How about some GUI tutorials for XNA. That would include some kind of viewport for the game, then side bars or something for buttons/interface.
This is a great suggestion, and something a lot of people struggle with in XNA. I've had a lot of people ask about this topic as well.
And add section about how to make shaped buttons :] Know the principle, but not how to implement it in C# or XNA.
1) load into screen a bitmap which contains different color areas for each button
2) pick screens color at mouse coordinates
3) switch statement to select button by color
I really liked this way of managing menus
The GUI stuff is a great idea, including discussing how to load the image and draw parts of it when the button is in various states (active, disabled, etc., and even animations between transitions).
But I don't think you want to do selection based on pixel color. There are just too many ways that can go wrong. You really just want to do it based on a bounding rectangle, or perhaps a more precise shape like a rounded rectangle, but not based on pixel color. As an example, doing it with color means if your artist/graphic designer decides to change the colors of the buttons, you have to go make code changes. That's not something that should require a code change.
As my game-from-scratch tutorial set gets under way, it will definitely involve some menu/GUI stuff.

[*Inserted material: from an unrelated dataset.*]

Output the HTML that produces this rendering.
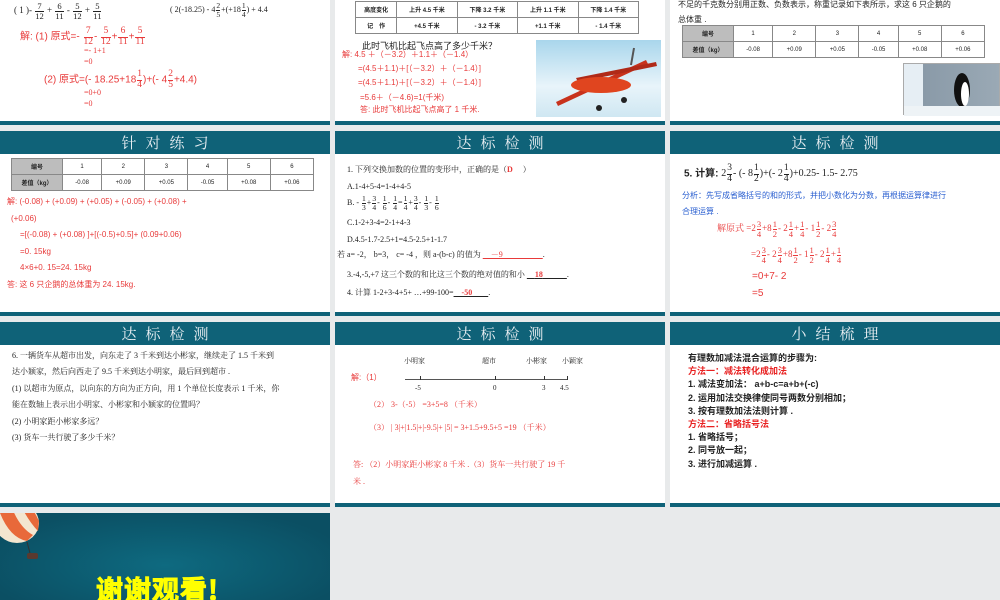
<!DOCTYPE html>
<html><head><meta charset="utf-8">
<style>
*{margin:0;padding:0;box-sizing:border-box}
body{width:1000px;height:600px;background:#e8eaeb;position:relative;overflow:hidden;font-family:"Liberation Sans","Noto Sans CJK SC",sans-serif;color:#222}
.s{position:absolute;background:#fff;overflow:hidden}
.bar{position:absolute;left:0;right:0;bottom:0;height:4px;background:#0f6278}
.hd{position:absolute;left:0;right:0;top:0;height:23px;background:#0f6278;color:#e8eef2;text-align:center;font:15px/23px "Noto Serif CJK SC","WenQuanYi Zen Hei",serif;letter-spacing:9px;padding-left:9px}
.t{position:absolute;white-space:nowrap;font-size:8px;line-height:10px}
.r{color:#e83a3a}
.sf{font-family:"Liberation Serif","Noto Serif CJK SC",serif}
.fr{display:inline-block;vertical-align:middle;text-align:center;line-height:1em;font-size:.95em;margin:0 1px}
.fr span{display:block}
.fr span:first-child{border-bottom:1px solid currentColor}
table{border-collapse:collapse;position:absolute;font-size:6px;text-align:center}
td{border:1px solid #888;height:16px}
td.g{background:#bdbdbd;font-weight:bold}
</style></head><body>

<!-- Row 1 -->
<div class="s" style="left:0;top:0;width:330px;height:125px">
 <div class="t sf" style="left:14px;top:2px;font-size:9px">( 1 )- <span class="fr"><span>7</span><span>12</span></span> + <span class="fr"><span>6</span><span>11</span></span> - <span class="fr"><span>5</span><span>12</span></span> + <span class="fr"><span>5</span><span>11</span></span></div>
 <div class="t sf" style="left:170px;top:2px;font-size:8px">( 2(-18.25) - 4<span class="fr"><span>2</span><span>5</span></span>+(+18<span class="fr"><span>1</span><span>4</span></span>) + 4.4</div>
 <div class="t r" style="left:20px;top:27px;font-size:10px">解:  (1) 原式=- <span class="fr sf"><span>7</span><span>12</span></span>- <span class="fr sf"><span>5</span><span>12</span></span>+<span class="fr sf"><span>6</span><span>11</span></span>+<span class="fr sf"><span>5</span><span>11</span></span></div>
 <div class="t r sf" style="left:84px;top:46px;font-size:8px">=- 1+1</div>
 <div class="t r sf" style="left:84px;top:57px;font-size:8px">=0</div>
 <div class="t r" style="left:44px;top:70px;font-size:10px">(2) 原式=(- 18.25+18<span class="fr sf"><span>1</span><span>4</span></span>)+(- 4<span class="fr sf"><span>2</span><span>5</span></span>+4.4)</div>
 <div class="t r sf" style="left:84px;top:88px;font-size:8px">=0+0</div>
 <div class="t r sf" style="left:84px;top:99px;font-size:8px">=0</div>
 <div class="bar"></div>
</div>
<div class="s" style="left:335px;top:0;width:330px;height:125px">
 <table style="left:20px;top:1px;width:284px"><tr><td class="g" style="background:#fff">高度变化</td><td><b>上升 4.5 千米</b></td><td><b>下降 3.2 千米</b></td><td><b>上升 1.1 千米</b></td><td><b>下降 1.4 千米</b></td></tr><tr><td><b>记　作</b></td><td><b>+4.5 千米</b></td><td><b>- 3.2 千米</b></td><td><b>+1.1 千米</b></td><td><b>- 1.4 千米</b></td></tr></table>
 <div class="t" style="left:27px;top:41px;font-size:9px">此时飞机比起飞点高了多少千米？</div>
 <div class="t r" style="left:7px;top:50px">解: 4.5 ＋（－3.2）＋1.1＋（－1.4）</div>
 <div class="t r" style="left:23px;top:64px">=(4.5＋1.1)＋[（－3.2）＋（－1.4）]</div>
 <div class="t r" style="left:23px;top:78px">=(4.5＋1.1)＋[（－3.2）＋（－1.4）]</div>
 <div class="t r" style="left:25px;top:93px">=5.6＋（－4.6)=1(千米)</div>
 <div class="t r" style="left:25px;top:105px">答: 此时飞机比起飞点高了 1 千米.</div>
 <div style="position:absolute;left:201px;top:40px;width:125px;height:77px;background:linear-gradient(#a9d6ec,#e8f4fa 60%,#cfe7f2)">
  <svg width="125" height="77"><polygon points="20,62 110,20 112,24 22,66" fill="#c8321c"/><polygon points="40,38 120,22 121,26 42,42" fill="#b02a18"/><ellipse cx="65" cy="45" rx="30" ry="8" fill="#e0451f"/><circle cx="63" cy="68" r="3" fill="#222"/><circle cx="88" cy="60" r="3" fill="#222"/><line x1="95" y1="25" x2="98" y2="8" stroke="#555" stroke-width="2"/></svg>
 </div>
 <div class="bar"></div>
</div>
<div class="s" style="left:670px;top:0;width:330px;height:125px">
 <div class="t" style="left:8px;top:0px">不足的千克数分别用正数、负数表示，称重记录如下表所示，求这 6 只企鹅的</div>
 <div class="t" style="left:8px;top:15px">总体重 .</div>
 <table style="left:12px;top:25px;width:303px"><tr><td class="g" style="width:51px">编号</td><td>1</td><td>2</td><td>3</td><td>4</td><td>5</td><td>6</td></tr><tr><td class="g">差值（kg）</td><td>-0.08</td><td>+0.09</td><td>+0.05</td><td>-0.05</td><td>+0.08</td><td>+0.06</td></tr></table>
 <div style="position:absolute;left:233px;top:63px;width:97px;height:52px;background:linear-gradient(90deg,#e6eef4 0 20%,#8a9aa8 20%,#9aa9b5);border:1px solid #aaa">
  <svg width="97" height="52"><ellipse cx="58" cy="26" rx="8" ry="17" fill="#111"/><ellipse cx="61" cy="30" rx="4" ry="12" fill="#fff"/><rect x="0" y="42" width="97" height="10" fill="#eef3f6"/></svg>
 </div>
 <div class="bar"></div>
</div>

<!-- Row 2 -->
<div class="s" style="left:0;top:131px;width:330px;height:185px">
 <div class="hd">针对练习</div>
 <table style="left:11px;top:27px;width:303px"><tr><td class="g" style="width:51px">编号</td><td>1</td><td>2</td><td>3</td><td>4</td><td>5</td><td>6</td></tr><tr><td class="g">差值（kg）</td><td>-0.08</td><td>+0.09</td><td>+0.05</td><td>-0.05</td><td>+0.08</td><td>+0.06</td></tr></table>
 <div class="t r" style="left:7px;top:66px">解: (-0.08) + (+0.09) + (+0.05) + (-0.05) + (+0.08) +</div>
 <div class="t r" style="left:11px;top:83px">(+0.06)</div>
 <div class="t r" style="left:20px;top:99px">=[(-0.08) + (+0.08) ]+[(-0.5)+0.5]+ (0.09+0.06)</div>
 <div class="t r" style="left:20px;top:116px">=0. 15kg</div>
 <div class="t r" style="left:20px;top:132px">4×6+0. 15=24. 15kg</div>
 <div class="t r" style="left:7px;top:149px">答: 这 6 只企鹅的总体重为 24. 15kg.</div>
 <div class="bar"></div>
</div>
<div class="s sf" style="left:335px;top:131px;width:330px;height:185px">
 <div class="hd">达标检测</div>
 <div class="t sf" style="left:12px;top:34px">1. 下列交换加数的位置的变形中，正确的是（<b class="r">D</b>　 ）</div>
 <div class="t sf" style="left:12px;top:51px">A.1-4+5-4=1-4+4-5</div>
 <div class="t sf" style="left:12px;top:64px">B. - <span class="fr"><span>1</span><span>3</span></span>+<span class="fr"><span>3</span><span>4</span></span>- <span class="fr"><span>1</span><span>6</span></span>- <span class="fr"><span>1</span><span>4</span></span>=<span class="fr"><span>1</span><span>4</span></span>+<span class="fr"><span>3</span><span>4</span></span>- <span class="fr"><span>1</span><span>3</span></span>- <span class="fr"><span>1</span><span>6</span></span></div>
 <div class="t sf" style="left:12px;top:87px">C.1-2+3-4=2-1+4-3</div>
 <div class="t sf" style="left:12px;top:104px">D.4.5-1.7-2.5+1=4.5-2.5+1-1.7</div>
 <div class="t sf" style="left:2px;top:119px">若 a= -2， b=3， c= -4 ，则 a-(b-c) 的值为 <span class="r" style="text-decoration:underline">　－9　　　　　</span>.</div>
 <div class="t sf" style="left:12px;top:139px">3.-4,-5,+7 这三个数的和比这三个数的绝对值的和小 <span style="text-decoration:underline">　<b class="r">18</b>　　　</span>.</div>
 <div class="t sf" style="left:12px;top:157px">4. 计算 1-2+3-4+5+ …+99-100=<span style="text-decoration:underline"><b class="r">　-50　　</b></span>.</div>
 <div class="bar"></div>
</div>
<div class="s" style="left:670px;top:131px;width:330px;height:185px">
 <div class="hd">达标检测</div>
 <div class="t" style="left:14px;top:33px;font-size:10px;line-height:14px"><b>5. 计算:</b> <span class="sf">2<span class="fr"><span>3</span><span>4</span></span>- (- 8<span class="fr"><span>1</span><span>2</span></span>)+(- 2<span class="fr"><span>1</span><span>4</span></span>)+0.25- 1.5- 2.75</span></div>
 <div class="t" style="left:12px;top:60px;color:#2a5fd0">分析：先写成省略括号的和的形式，并把小数化为分数，再根据运算律进行</div>
 <div class="t" style="left:12px;top:76px;color:#2a5fd0">合理运算 .</div>
 <div class="t r sf" style="left:47px;top:89px;font-size:9px">解原式 =2<span class="fr"><span>3</span><span>4</span></span>+8<span class="fr"><span>1</span><span>2</span></span>- 2<span class="fr"><span>1</span><span>4</span></span>+<span class="fr"><span>1</span><span>4</span></span>- 1<span class="fr"><span>1</span><span>2</span></span>- 2<span class="fr"><span>3</span><span>4</span></span></div>
 <div class="t r sf" style="left:81px;top:115px;font-size:9px">=2<span class="fr"><span>3</span><span>4</span></span>- 2<span class="fr"><span>3</span><span>4</span></span>+8<span class="fr"><span>1</span><span>2</span></span>- 1<span class="fr"><span>1</span><span>2</span></span>- 2<span class="fr"><span>1</span><span>4</span></span>+<span class="fr"><span>1</span><span>4</span></span></div>
 <div class="t r" style="left:82px;top:141px;font-size:10px">=0+7- 2</div>
 <div class="t r" style="left:82px;top:158px;font-size:10px">=5</div>
 <div class="bar"></div>
</div>

<!-- Row 3 -->
<div class="s" style="left:0;top:322px;width:330px;height:185px">
 <div class="hd">达标检测</div>
 <div class="t sf" style="left:12px;top:29px">6. 一辆货车从超市出发，向东走了 3 千米到达小彬家，继续走了 1.5 千米到</div>
 <div class="t sf" style="left:12px;top:45px">达小颖家，然后向西走了 9.5 千米到达小明家，最后回到超市 .</div>
 <div class="t sf" style="left:12px;top:62px">(1) 以超市为原点，以向东的方向为正方向，用 1 个单位长度表示 1 千米，你</div>
 <div class="t sf" style="left:12px;top:78px">能在数轴上表示出小明家、小彬家和小颖家的位置吗？</div>
 <div class="t sf" style="left:12px;top:95px">(2) 小明家距小彬家多远？</div>
 <div class="t sf" style="left:12px;top:111px">(3) 货车一共行驶了多少千米？</div>
 <div class="bar"></div>
</div>
<div class="s" style="left:335px;top:322px;width:330px;height:185px">
 <div class="hd">达标检测</div>
 <div class="t sf" style="left:69px;top:34px;font-size:7px">小明家</div>
 <div class="t sf" style="left:147px;top:34px;font-size:7px">超市</div>
 <div class="t sf" style="left:191px;top:34px;font-size:7px">小彬家</div>
 <div class="t sf" style="left:227px;top:34px;font-size:7px">小颖家</div>
 <div style="position:absolute;left:70px;top:57px;width:163px;height:1px;background:#555"></div>
 <div style="position:absolute;left:85px;top:54px;width:1px;height:4px;background:#333"></div>
 <div style="position:absolute;left:160px;top:54px;width:1px;height:4px;background:#333"></div>
 <div style="position:absolute;left:209px;top:54px;width:1px;height:4px;background:#333"></div>
 <div style="position:absolute;left:232px;top:54px;width:1px;height:4px;background:#333"></div>
 <div class="t sf" style="left:80px;top:61px;font-size:7px">-5</div>
 <div class="t sf" style="left:158px;top:61px;font-size:7px">0</div>
 <div class="t sf" style="left:207px;top:61px;font-size:7px">3</div>
 <div class="t sf" style="left:225px;top:61px;font-size:7px">4.5</div>
 <div class="t r" style="left:16px;top:51px">解:（1）</div>
 <div class="t r sf" style="left:34px;top:78px">（2） 3-（-5） =3+5=8 （千米）</div>
 <div class="t r sf" style="left:34px;top:101px">（3）  | 3|+|1.5|+|-9.5|+ |5| = 3+1.5+9.5+5 =19 （千米）</div>
 <div class="t r sf" style="left:18px;top:138px">答:  （2）小明家距小彬家 8 千米 .（3）货车一共行驶了 19 千</div>
 <div class="t r sf" style="left:18px;top:155px">米 .</div>
 <div class="bar"></div>
</div>
<div class="s" style="left:670px;top:322px;width:330px;height:185px">
 <div class="hd">小结梳理</div>
 <div style="position:absolute;left:18px;top:30px;font-size:9px;line-height:13.2px;font-weight:bold;white-space:nowrap">
  <div>有理数加减法混合运算的步骤为:</div>
  <div style="color:#e82020">方法一：减法转化成加法</div>
  <div>1. 减法变加法： a+b-c=a+b+(-c)</div>
  <div>2. 运用加法交换律使同号两数分别相加；</div>
  <div>3. 按有理数加法法则计算 .</div>
  <div style="color:#e82020">方法二：省略括号法</div>
  <div>1. 省略括号；</div>
  <div>2. 同号放一起；</div>
  <div>3. 进行加减运算 .</div>
 </div>
 <div class="bar"></div>
</div>

<!-- Row 4 -->
<div class="s" style="left:0;top:513px;width:330px;height:87px;background:radial-gradient(ellipse at 50% 60%,#0e6a80,#0b4f63 80%)">
 <svg style="position:absolute;left:0;top:0" width="45" height="60"><ellipse cx="17" cy="10" rx="22" ry="20" fill="#f3e6d0"/><path d="M0,0 Q10,25 27,28 L33,22 Q20,15 12,-5Z" fill="#e8693a"/><path d="M22,-5 Q30,10 38,18 L39,8 Q35,0 32,-5Z" fill="#e8693a"/><line x1="27" y1="29" x2="30" y2="40" stroke="#333"/><rect x="27" y="40" width="11" height="6" rx="2" fill="#5a3a30"/></svg>
 <div style="position:absolute;left:96px;top:59px;font:bold 27px/34px 'Noto Sans CJK SC','WenQuanYi Zen Hei',sans-serif;color:#ffff00;-webkit-text-stroke:1px #ffff00;letter-spacing:1px;white-space:nowrap">谢谢观看!</div>
</div>
</body></html>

Well this is a little embarrassing. Apparently I was talking about this 16 months ago, and no, I still haven't started. But good news, I'll be starting on the game for the game-from-scratch tutorials on February 7th! (Feel free to jump in to our little informal competition that we talked about in that thread.)
How do you think someone would start learning easier ? I know the key is to practice but what is the first thing someone should try first because if someone tries to make a 3D game he will fail if his just a beginner.
Like myself, I will go through all your tutorials and I will have to make a game in XNA to be able to pass my assignment, but I want to go into Unity after that. Because I am not used with C# and I don't really know how to use it I will stick with XNA until I get much better.
With game development, and software development in general, there's no way to really learn and grow without doing it. You've got to make games to learn. Reading tutorials can only take you so far. But all of this is the very reason why I wanted to do a game-from-scratch set of tutorials to begin with. It gives people an example of one possible way to do things, and may help them get over some of the hurdles with integrating all of the pieces in the other tutorials.
By the way, Unity is a great game engine too. XNA is a thinner framework, which generally translates to more power and flexibility, at the cost of having to do more work on your own, while Unity gives you more features from the get-go, while boxing you in in certain specific ways. Those limits may not cause problems for you depending on the game, or they might (and then you'd have to find a way to work around/through it). There's definitely a spot in the market for both, and whatever you learn in one will be helpful in learning the other.
pfff. REAL programmers write directly in machine code.
But really, the best way is just to sit down and start programming stuff. If you are completely new, start by getting used to the syntax and making it do simple stuff, like Hello World, simple loops like counting all numbers from zero up to the one the user put in.
Once you are comfortable, start with OOP (Object oriented programming) and learn about inheritance, operator overloading and interfaces.It may also be a good idea to look at common data structures such as linked lists, stacks, arrays and hash tables.
Once you got the basics, try your hands at a simple project. If you say "yha, I can do that" it is too easy and if you say "I can not do that" it is too hard. When you say "Can I do that?" you got the perfect sweetspot. Start with something simple like tick-tack-toe and move upwards from there, increasing the size and complexity a little bit with every step.
As someone who are studying computer structure and architecture I can tell you that theory have very little value in the beginning. Start by just doing all the stuff and finish with the theory to fill in holes and getting a deeper understanding.